Written task: Go through the listing below and list every line with "Output".

Dataset entries:
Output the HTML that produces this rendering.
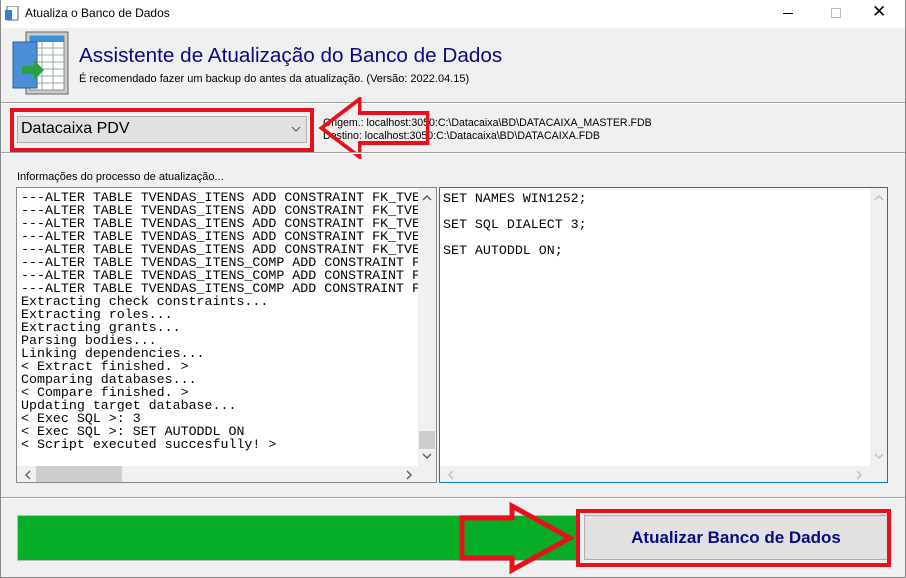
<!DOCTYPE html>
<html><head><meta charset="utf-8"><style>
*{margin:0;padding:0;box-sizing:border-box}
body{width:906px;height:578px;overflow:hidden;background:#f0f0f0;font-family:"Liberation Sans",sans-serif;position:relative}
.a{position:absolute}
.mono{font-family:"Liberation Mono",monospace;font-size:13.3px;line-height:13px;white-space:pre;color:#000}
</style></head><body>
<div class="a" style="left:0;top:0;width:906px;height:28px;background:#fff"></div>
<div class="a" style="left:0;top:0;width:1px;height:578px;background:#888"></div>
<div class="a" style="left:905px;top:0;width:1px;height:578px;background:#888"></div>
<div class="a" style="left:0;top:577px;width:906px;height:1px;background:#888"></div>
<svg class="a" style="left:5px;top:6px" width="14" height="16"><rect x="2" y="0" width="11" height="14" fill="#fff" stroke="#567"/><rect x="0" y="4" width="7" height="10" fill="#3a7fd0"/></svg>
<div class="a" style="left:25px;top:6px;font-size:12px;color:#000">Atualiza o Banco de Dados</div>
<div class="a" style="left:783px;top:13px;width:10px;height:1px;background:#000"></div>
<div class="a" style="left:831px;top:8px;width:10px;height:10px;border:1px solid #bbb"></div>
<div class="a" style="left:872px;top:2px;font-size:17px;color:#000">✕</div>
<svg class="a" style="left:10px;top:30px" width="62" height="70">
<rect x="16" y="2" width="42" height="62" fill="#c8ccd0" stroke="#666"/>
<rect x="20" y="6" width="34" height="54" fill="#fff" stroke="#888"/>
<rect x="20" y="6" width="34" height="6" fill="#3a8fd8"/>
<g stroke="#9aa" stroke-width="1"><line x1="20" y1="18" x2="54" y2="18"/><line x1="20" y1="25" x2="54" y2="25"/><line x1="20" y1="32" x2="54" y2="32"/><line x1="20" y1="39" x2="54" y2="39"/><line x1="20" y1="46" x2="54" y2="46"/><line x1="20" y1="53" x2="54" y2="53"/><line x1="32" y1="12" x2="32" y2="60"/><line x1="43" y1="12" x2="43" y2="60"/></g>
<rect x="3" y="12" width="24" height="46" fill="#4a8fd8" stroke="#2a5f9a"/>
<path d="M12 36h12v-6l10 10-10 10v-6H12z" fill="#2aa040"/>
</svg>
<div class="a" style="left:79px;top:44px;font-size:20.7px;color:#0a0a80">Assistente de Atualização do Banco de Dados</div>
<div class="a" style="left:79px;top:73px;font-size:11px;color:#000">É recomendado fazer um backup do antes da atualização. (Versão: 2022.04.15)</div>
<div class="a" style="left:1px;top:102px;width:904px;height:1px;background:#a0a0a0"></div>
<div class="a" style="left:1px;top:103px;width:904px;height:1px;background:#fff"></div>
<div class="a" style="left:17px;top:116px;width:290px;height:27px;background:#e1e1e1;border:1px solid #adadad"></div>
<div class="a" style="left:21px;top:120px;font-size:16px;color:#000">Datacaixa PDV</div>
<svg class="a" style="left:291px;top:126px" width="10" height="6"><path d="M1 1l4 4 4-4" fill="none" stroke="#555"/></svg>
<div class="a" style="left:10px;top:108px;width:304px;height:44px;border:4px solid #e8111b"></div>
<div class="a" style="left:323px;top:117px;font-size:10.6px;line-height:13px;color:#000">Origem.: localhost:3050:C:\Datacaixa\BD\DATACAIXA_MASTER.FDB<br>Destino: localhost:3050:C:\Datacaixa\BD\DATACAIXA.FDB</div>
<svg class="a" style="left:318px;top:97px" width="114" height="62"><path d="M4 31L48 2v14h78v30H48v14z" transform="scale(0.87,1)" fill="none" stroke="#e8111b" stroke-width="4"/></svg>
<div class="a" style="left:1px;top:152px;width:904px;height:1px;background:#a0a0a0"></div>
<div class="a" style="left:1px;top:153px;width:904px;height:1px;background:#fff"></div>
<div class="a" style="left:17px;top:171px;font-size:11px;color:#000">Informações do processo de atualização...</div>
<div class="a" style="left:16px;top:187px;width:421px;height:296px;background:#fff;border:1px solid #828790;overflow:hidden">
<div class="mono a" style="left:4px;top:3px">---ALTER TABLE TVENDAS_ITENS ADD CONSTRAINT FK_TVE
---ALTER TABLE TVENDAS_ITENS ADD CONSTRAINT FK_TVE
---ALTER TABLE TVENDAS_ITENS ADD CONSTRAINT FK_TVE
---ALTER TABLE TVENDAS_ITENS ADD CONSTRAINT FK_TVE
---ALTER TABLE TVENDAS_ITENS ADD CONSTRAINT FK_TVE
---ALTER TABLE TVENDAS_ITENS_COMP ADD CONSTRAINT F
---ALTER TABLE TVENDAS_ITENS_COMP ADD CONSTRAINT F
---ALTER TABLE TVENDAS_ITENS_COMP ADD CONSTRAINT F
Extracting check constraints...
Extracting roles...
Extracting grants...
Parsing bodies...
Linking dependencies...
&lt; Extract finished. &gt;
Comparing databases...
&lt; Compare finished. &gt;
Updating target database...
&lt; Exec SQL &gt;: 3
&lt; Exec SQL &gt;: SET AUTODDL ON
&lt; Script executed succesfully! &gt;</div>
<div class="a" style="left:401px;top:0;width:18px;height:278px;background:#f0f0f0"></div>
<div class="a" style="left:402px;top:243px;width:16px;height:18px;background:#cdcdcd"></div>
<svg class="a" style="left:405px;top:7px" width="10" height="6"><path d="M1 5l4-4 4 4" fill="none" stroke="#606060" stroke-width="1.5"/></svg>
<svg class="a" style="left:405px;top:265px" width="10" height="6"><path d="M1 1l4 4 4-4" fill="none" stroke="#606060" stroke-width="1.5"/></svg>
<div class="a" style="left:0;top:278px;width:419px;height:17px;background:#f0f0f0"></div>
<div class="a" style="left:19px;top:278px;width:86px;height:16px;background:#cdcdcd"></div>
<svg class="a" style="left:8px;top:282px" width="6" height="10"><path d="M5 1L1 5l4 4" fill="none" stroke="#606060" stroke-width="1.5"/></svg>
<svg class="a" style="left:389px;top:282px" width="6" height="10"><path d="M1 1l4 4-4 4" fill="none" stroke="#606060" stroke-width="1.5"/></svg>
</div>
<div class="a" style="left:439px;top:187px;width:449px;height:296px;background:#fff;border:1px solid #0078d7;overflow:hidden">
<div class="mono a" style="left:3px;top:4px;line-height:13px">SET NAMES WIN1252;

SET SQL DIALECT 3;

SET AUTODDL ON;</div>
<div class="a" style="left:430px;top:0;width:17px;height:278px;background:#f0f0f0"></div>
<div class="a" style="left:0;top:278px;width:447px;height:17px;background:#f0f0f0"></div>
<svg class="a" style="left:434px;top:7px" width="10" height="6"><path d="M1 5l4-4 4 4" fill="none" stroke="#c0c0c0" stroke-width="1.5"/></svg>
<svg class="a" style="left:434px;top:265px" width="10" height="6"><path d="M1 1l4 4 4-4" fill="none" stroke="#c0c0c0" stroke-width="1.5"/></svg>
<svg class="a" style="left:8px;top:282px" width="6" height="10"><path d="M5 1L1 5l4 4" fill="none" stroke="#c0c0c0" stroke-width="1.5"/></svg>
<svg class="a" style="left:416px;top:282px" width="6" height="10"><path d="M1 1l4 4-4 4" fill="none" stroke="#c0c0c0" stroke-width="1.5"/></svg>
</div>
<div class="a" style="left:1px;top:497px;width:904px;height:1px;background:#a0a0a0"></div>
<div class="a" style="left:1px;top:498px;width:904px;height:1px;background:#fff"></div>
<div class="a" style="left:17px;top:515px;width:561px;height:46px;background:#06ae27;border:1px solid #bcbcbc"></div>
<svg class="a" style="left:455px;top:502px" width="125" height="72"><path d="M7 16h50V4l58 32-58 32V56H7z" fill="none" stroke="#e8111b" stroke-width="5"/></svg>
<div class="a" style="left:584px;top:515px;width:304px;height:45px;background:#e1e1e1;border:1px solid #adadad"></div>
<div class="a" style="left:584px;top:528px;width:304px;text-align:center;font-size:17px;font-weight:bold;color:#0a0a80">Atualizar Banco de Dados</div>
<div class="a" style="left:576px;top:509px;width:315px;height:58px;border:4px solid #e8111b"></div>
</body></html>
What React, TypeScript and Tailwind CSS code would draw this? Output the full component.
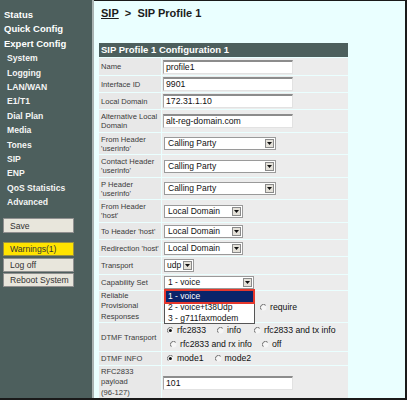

Solution for this exercise:
Output the HTML that produces this rendering.
What React, TypeScript and Tailwind CSS code would draw this? Output the full component.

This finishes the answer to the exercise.